-- BEGIN Given information --

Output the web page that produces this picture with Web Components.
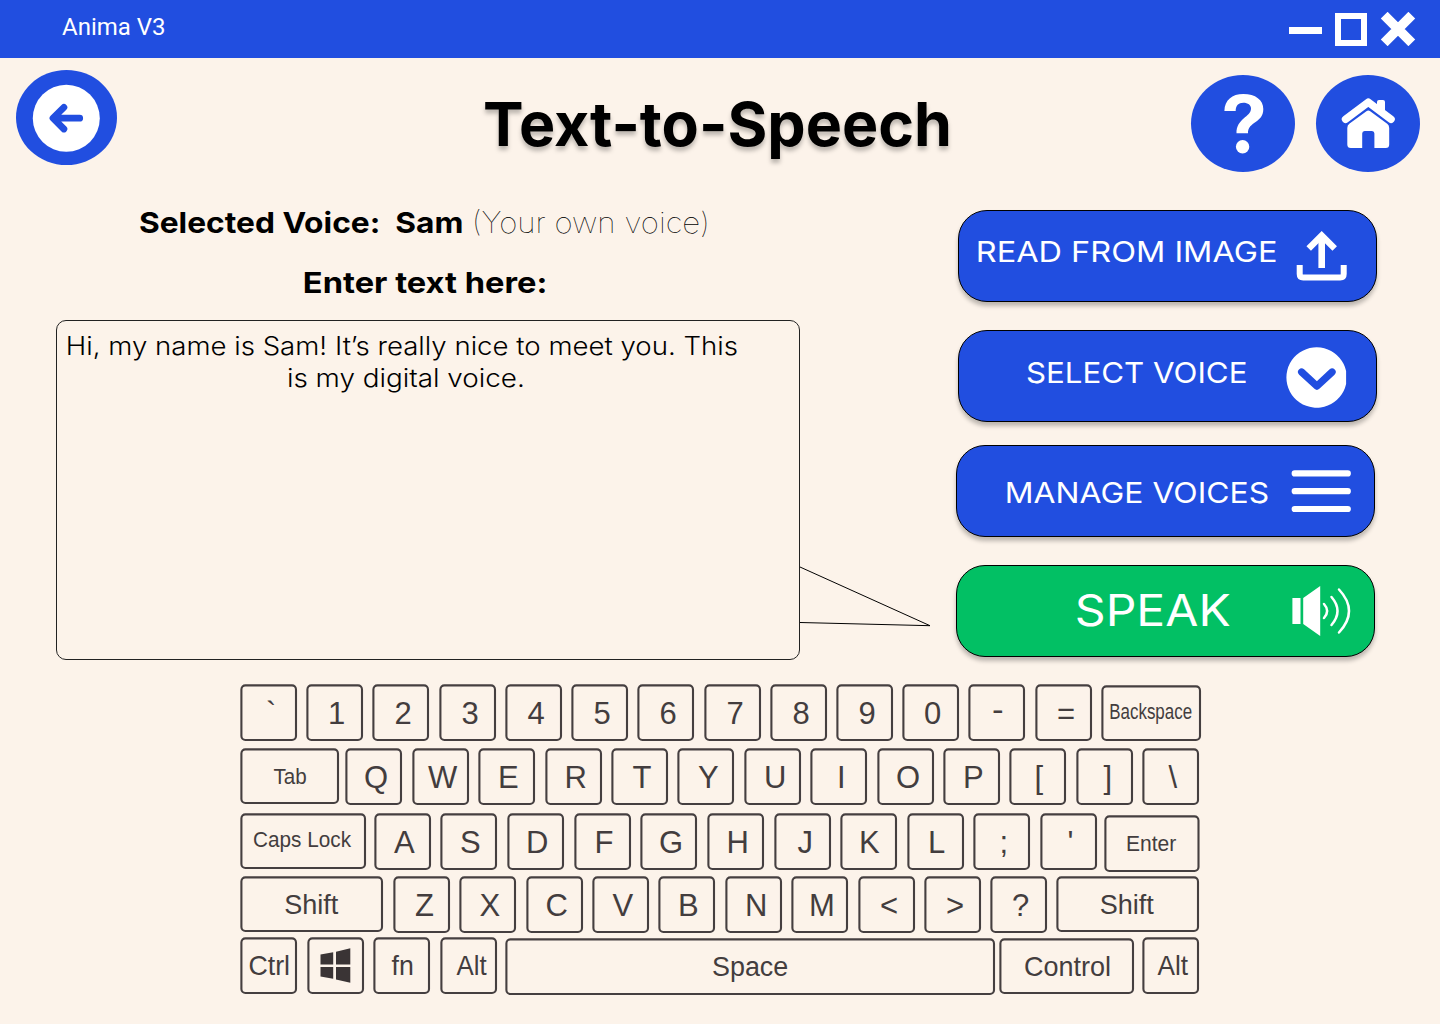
<!DOCTYPE html>
<html lang="en">
<head>
<meta charset="utf-8">
<title>Anima V3</title>
<style>
html, body { margin: 0; padding: 0; }
body { width: 1440px; height: 1024px; overflow: hidden; background: #fcf3ea; font-family: Inter, "Liberation Sans", sans-serif; }
</style>
</head>
<body>
<anima-app></anima-app>
<script>
const ctx = document.createElement('canvas').getContext('2d');

// Returns an SVG <text> whose ink starts at x and spans `width` (natural width when omitted).
function inkText(text, { x = 0, center, base, width, size, weight = 400, family = 'Inter', fill = 'currentColor' }) {
  ctx.font = `${weight} ${size}px "${family}"`;
  const m = ctx.measureText(text);
  const ink = m.actualBoundingBoxLeft + m.actualBoundingBoxRight;
  const s = width ? width / ink : 1;
  const left = center !== undefined ? center - ink * s / 2 : x;
  const tx = left + m.actualBoundingBoxLeft * s;
  const safe = text.replace(/&/g, '&amp;').replace(/</g, '&lt;');
  return `<text transform="translate(${tx.toFixed(2)} ${base}) scale(${s.toFixed(4)} 1)" font-family="${family}, 'Liberation Sans', sans-serif" font-size="${size}" font-weight="${weight}" fill="${fill}" xml:space="preserve">${safe}</text>`;
}

class Base extends HTMLElement {
  constructor() { super(); this.attachShadow({ mode: 'open' }); }
  connectedCallback() { this.shadowRoot.innerHTML = this.render(); }
  num(n, d) { return this.hasAttribute(n) ? +this.getAttribute(n) : d; }
}

// One line of text; the box is as tall as the capitals and its bottom is the baseline.
customElements.define('fit-text', class extends Base {
  render() {
    const size = this.num('size', 16), w = this.num('w', 100), h = Math.round(size * 0.727);
    return `<style>:host{display:block;flex:none;width:${w}px;height:${h}px}svg{display:block;overflow:visible}</style>
      <svg width="${w}" height="${h}">${inkText(this.getAttribute('text'), {
        base: h, width: w, size, weight: this.num('weight', 400), family: this.getAttribute('family') || 'Inter' })}</svg>`;
  }
});

customElements.define('title-bar', class extends Base {
  render() {
    return `<style>
      :host{display:flex;height:58px;background:#214ee0;color:#fff;padding:0 24px 0 62px;box-sizing:border-box;justify-content:space-between;align-items:flex-start}
      fit-text{margin-top:18px}
      svg{display:block;margin-top:12px}
    </style>
    <fit-text text="Anima V3" w="102" size="24" family="Roboto"></fit-text>
    <svg width="127" height="34" viewBox="0 0 127 34" fill="none" stroke="#fff">
      <path d="M0 18.5H33" stroke-width="7"/>
      <path d="M49 4H75V31H49Z" stroke-width="6"/>
      <path d="M95.2 3.2L122.8 30.8M122.8 3.2L95.2 30.8" stroke-width="9.6"/>
    </svg>`;
  }
});

customElements.define('round-button', class extends Base {
  render() {
    return `<style>:host{display:block;flex:none;border-radius:50%;background:#214ee0}</style><slot></slot>`;
  }
});

customElements.define('action-button', class extends Base {
  render() {
    return `<style>
      :host{display:flex;box-sizing:border-box;width:419px;height:92px;border:1px solid #000;border-radius:29px;background:var(--fill,#214ee0);color:#fff;box-shadow:0 4px 4px rgba(0,0,0,.25);align-items:flex-start}
    </style><slot></slot><slot name="icon"></slot>`;
  }
});

customElements.define('speech-box', class extends Base {
  render() {
    return `<style>
      :host{display:flex;align-items:flex-start}
      .box{box-sizing:border-box;width:744px;height:340px;border:1px solid #222;border-radius:10px;padding:15.5px 0 0 11px}
      .box fit-text + fit-text{margin:14.5px 0 0 220px}
      svg{display:block;margin:246px 0 0 -1px;overflow:visible}
    </style>
    <div class="box">
      <fit-text text="Hi, my name is Sam! It’s really nice to meet you. This" w="669" size="25.3" weight="360"></fit-text>
      <fit-text text="is my digital voice." w="234.5" size="25.3" weight="360"></fit-text>
    </div>
    <svg width="131" height="61" fill="none" stroke="#000" stroke-width="1"><path d="M1 1L131 59.7L1 56.5"/></svg>`;
  }
});

customElements.define('kb-key', class extends Base {
  render() {
    const w = this.num('w', 57), h = this.num('h', 57), label = this.getAttribute('label');
    const art = label === 'win'
      ? `<g fill="#3a3435"><path d="M13.5 17.6L26.2 15.2V27.4H13.5ZM29 14.7L43.3 11.2V27.4H29ZM13.5 30H26.2V41.8L13.5 39.6ZM29 30H43.3V45.8L29 42.4Z"/></g>`
      : inkText(label, { center: this.num('cx', w / 2 + 2.5), base: this.num('base', 40), width: this.num('lw'), size: this.num('size', 31), family: 'Liberation Sans', fill: '#433d3e' });
    return `<style>
      :host{display:block;flex:none;width:${w}px;height:${h}px;margin-top:${this.num('top', 0)}px}
      svg{display:block;overflow:visible}
    </style><svg width="${w}" height="${h}">
      <rect x="1.4" y="1.4" width="${w - 2.4}" height="${h - 2.4}" rx="4" fill="none" stroke="#453f40" stroke-width="2.1"/>${art}</svg>`;
  }
});

const row = (chars, extra = '') => [...chars].map(c => `<kb-key label="${c.replace('<', '&lt;')}" ${extra}></kb-key>`).join('');

customElements.define('on-screen-keyboard', class extends Base {
  render() {
    return `<style>
      :host{display:block;padding-left:240px}
      .row{display:flex;align-items:flex-start;height:57px}
      .r1{gap:9.23px}
      .r2{gap:9.4px;margin-top:7px}
      .r3{gap:9.67px;margin-top:8px}
      .r4{gap:9.4px;margin-top:6px}
      .r5{margin-top:4px}
    </style>
    <div class="row r1">
      <kb-key label="\`" cx="31" base="40"></kb-key>${row('1234567890')}
      <kb-key label="-" cx="29.5" base="35.5" lw="9"></kb-key><kb-key label="=" base="39.5"></kb-key>
      <kb-key label="Backspace" w="100" h="56" top="1" size="22" lw="82" cx="50" base="33.5"></kb-key>
    </div>
    <div class="row r2">
      <kb-key label="Tab" w="99" h="56" size="22" lw="33" cx="50" base="35.5" style="margin-right:-3px"></kb-key>${row('QWERTYUIOP[]\\')}
    </div>
    <div class="row r3">
      <kb-key label="Caps Lock" w="126" h="56" size="22" lw="98" cx="63" base="34" style="margin-right:-2.1px"></kb-key>${row("ASDFGHJKL;'", 'cx="30.6"')}
      <kb-key label="Enter" w="95.5" h="57" top="2" size="22" lw="49" cx="47.5" base="36" style="margin-left:-3px"></kb-key>
    </div>
    <div class="row r4">
      <kb-key label="Shift" w="143" h="56" size="27.5" lw="53.5" cx="72" base="38" style="margin-right:.5px"></kb-key>${row('ZXCVBNM<>?')}
      <kb-key label="Shift" w="143" h="56" size="27.5" lw="53.5" cx="71.5" base="38" style="margin-left:-1px"></kb-key>
    </div>
    <div class="row r5">
      <kb-key label="Ctrl" size="27.5" lw="39.5" cx="29.2" base="38"></kb-key>
      <kb-key label="win" style="margin-left:9.7px"></kb-key>
      <kb-key label="fn" size="27.5" lw="21" cx="29" base="38" style="margin-left:9.7px"></kb-key>
      <kb-key label="Alt" size="27.5" lw="30.5" cx="31.7" base="38" style="margin-left:9.7px"></kb-key>
      <kb-key label="Space" w="490" top="1" size="27.5" lw="75" cx="245.5" base="38" style="margin-left:8px"></kb-key>
      <kb-key label="Control" w="135" h="56" top="1" size="27.5" lw="85" cx="68.5" base="38" style="margin-left:4px"></kb-key>
      <kb-key label="Alt" size="27.5" lw="31" cx="31" base="38" style="margin-left:8px"></kb-key>
    </div>`;
  }
});

customElements.define('anima-app', class extends Base {
  render() {
    return `<style>
      :host{display:block;width:1440px;height:1024px;background:#fcf3ea;color:#000}
      svg{display:block;flex:none;overflow:visible}
      header{display:flex;height:132px;align-items:flex-start;padding:0 20px 0 16px}
      .back{width:101px;height:95px;margin-top:12px}
      .title{margin:44px auto 0 368px;filter:drop-shadow(0 4px 2px rgba(0,0,0,.25))}
      .big{width:104px;height:97px;margin-top:17px}
      .home{margin-left:21px}
      main{display:flex;height:494px;padding-left:56px}
      .left{width:900px}
      .voice{display:flex;gap:13px;margin:22px 0 0 83.5px}
      .enter{margin:39px 0 0 247.5px}
      speech-box{margin-top:27px}
      .actions{padding-top:20px}
      .actions .shift{margin-left:2px}
      .a2{margin-top:28px}.a3{margin-top:23px}.a4{margin-top:28px;--fill:#02c064}
    </style>
    <title-bar></title-bar>
    <header>
      <round-button class="back"><svg width="101" height="95" fill="none" stroke="#214ee0" stroke-width="6.8" stroke-linecap="round" stroke-linejoin="round">
        <circle cx="50.3" cy="48.2" r="33.5" fill="#fff" stroke="none"/><path d="M63.7 48.2H38M47.9 37.4L37 48.2L47.9 59"/></svg></round-button>
      <fit-text class="title" text="Text-to-Speech" w="464" size="61" weight="700"></fit-text>
      <round-button class="big"><svg width="104" height="97" fill="#fff">
        <path d="M33.4 36C33.7 25 41 19 52.3 19C64.5 19 72.3 25 72.3 34C72.3 48.5 57 46 57 58.3H45.5C45.3 43.5 60 42 60 33.5C60 30 57 27.7 52.3 27.7C47.5 27.7 44.7 30.5 44.7 36Z"/>
        <circle cx="51.6" cy="71.7" r="6.7"/></svg></round-button>
      <round-button class="big home"><svg width="104" height="97" fill="#fff">
        <path d="M61 33V27Q61 25 63 25H67Q69 25 69 27V38Z"/>
        <path d="M29.6 44.2L52.3 27.2L75 44.2" fill="none" stroke="#fff" stroke-width="7.6" stroke-linecap="round" stroke-linejoin="round"/>
        <path d="M50.4 36.2Q52.3 35 54.2 36.2L71.2 48.8Q73.2 50.4 73.2 53V69.5Q73.2 73 69.7 73H58.4V58.5Q58.4 56 56 56H48.6Q46.2 56 46.2 58.5V73H34.8Q31.3 73 31.3 69.5V53Q31.3 50.4 33.3 48.8Z"/></svg></round-button>
    </header>
    <main>
      <section class="left">
        <div class="voice">
          <fit-text text="Selected Voice:  Sam" w="322" size="29" weight="700"></fit-text>
          <fit-text text="(Your own voice)" w="231.5" size="29" weight="100"></fit-text>
        </div>
        <fit-text class="enter" text="Enter text here:" w="241.5" size="29" weight="700"></fit-text>
        <speech-box></speech-box>
      </section>
      <section class="actions">
        <action-button class="shift">
          <fit-text text="READ FROM IMAGE" w="298" size="29" style="margin:30px 0 0 19px"></fit-text>
          <svg slot="icon" width="50" height="50" style="margin:20px 0 0 20px" fill="none" stroke="#fff"><g transform="translate(.7 0)">
            <path d="M25 37V6" stroke-width="6.6"/><path d="M12 17.5L25 4.6L38 17.5" stroke-width="6.4"/>
            <path d="M3 34V43Q3 46.5 6.5 46.5H43.5Q47 46.5 47 43V34" stroke-width="6"/></g></svg>
        </action-button>
        <action-button class="shift a2">
          <fit-text text="SELECT VOICE" w="219" size="29" style="margin:31px 0 0 68px"></fit-text>
          <svg slot="icon" width="60" height="61" style="margin:16px 0 0 40px"><g transform="translate(.6 0)">
            <path d="M59.5 24V37A30.2 30.2 0 1 1 59.5 24Z" fill="#fff"/>
            <path d="M15 25L30.3 39.2L45.5 25" fill="none" stroke="#214ee0" stroke-width="7.2" stroke-linecap="round" stroke-linejoin="round"/></g></svg>
        </action-button>
        <action-button class="a3">
          <fit-text text="MANAGE VOICES" w="260.5" size="29" style="margin:36px 0 0 50px"></fit-text>
          <svg slot="icon" width="60" height="42" style="margin:24px 0 0 23.5px" stroke="#fff" stroke-width="6.2" stroke-linecap="round"><path d="M3.7 3.4H56.8M3.7 21.2H56.8M3.7 39H56.8"/></svg>
        </action-button>
        <action-button class="a4">
          <fit-text text="SPEAK" w="153.5" size="43.5" style="margin:28px 0 0 119.5px"></fit-text>
          <svg slot="icon" width="60" height="50" style="margin:20px 0 0 62px" fill="#fff">
            <path d="M.4 12H8.5V38H.4ZM11.2 12L28.2 0V50L11.2 38Z"/>
            <path d="M32 18Q38.3 25 32 32M39.5 11Q51.5 25 39.5 39M47 3.5Q67 25 47 46.5" fill="none" stroke="#fff" stroke-width="2.5" stroke-linecap="round"/></svg>
        </action-button>
      </section>
    </main>
    <on-screen-keyboard></on-screen-keyboard>`;
  }
});
</script>
</body>
</html>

-- END Given information --

**Exercise aim:** Give back exactly the lines from the first line of the data through the line with "const ctx = document.createElement('canvas').getContext('2d');", pictures excluded.

**Result for this task:**
Output the web page that produces this picture with Web Components.
<!DOCTYPE html>
<html lang="en">
<head>
<meta charset="utf-8">
<title>Anima V3</title>
<style>
html, body { margin: 0; padding: 0; }
body { width: 1440px; height: 1024px; overflow: hidden; background: #fcf3ea; font-family: Inter, "Liberation Sans", sans-serif; }
</style>
</head>
<body>
<anima-app></anima-app>
<script>
const ctx = document.createElement('canvas').getContext('2d');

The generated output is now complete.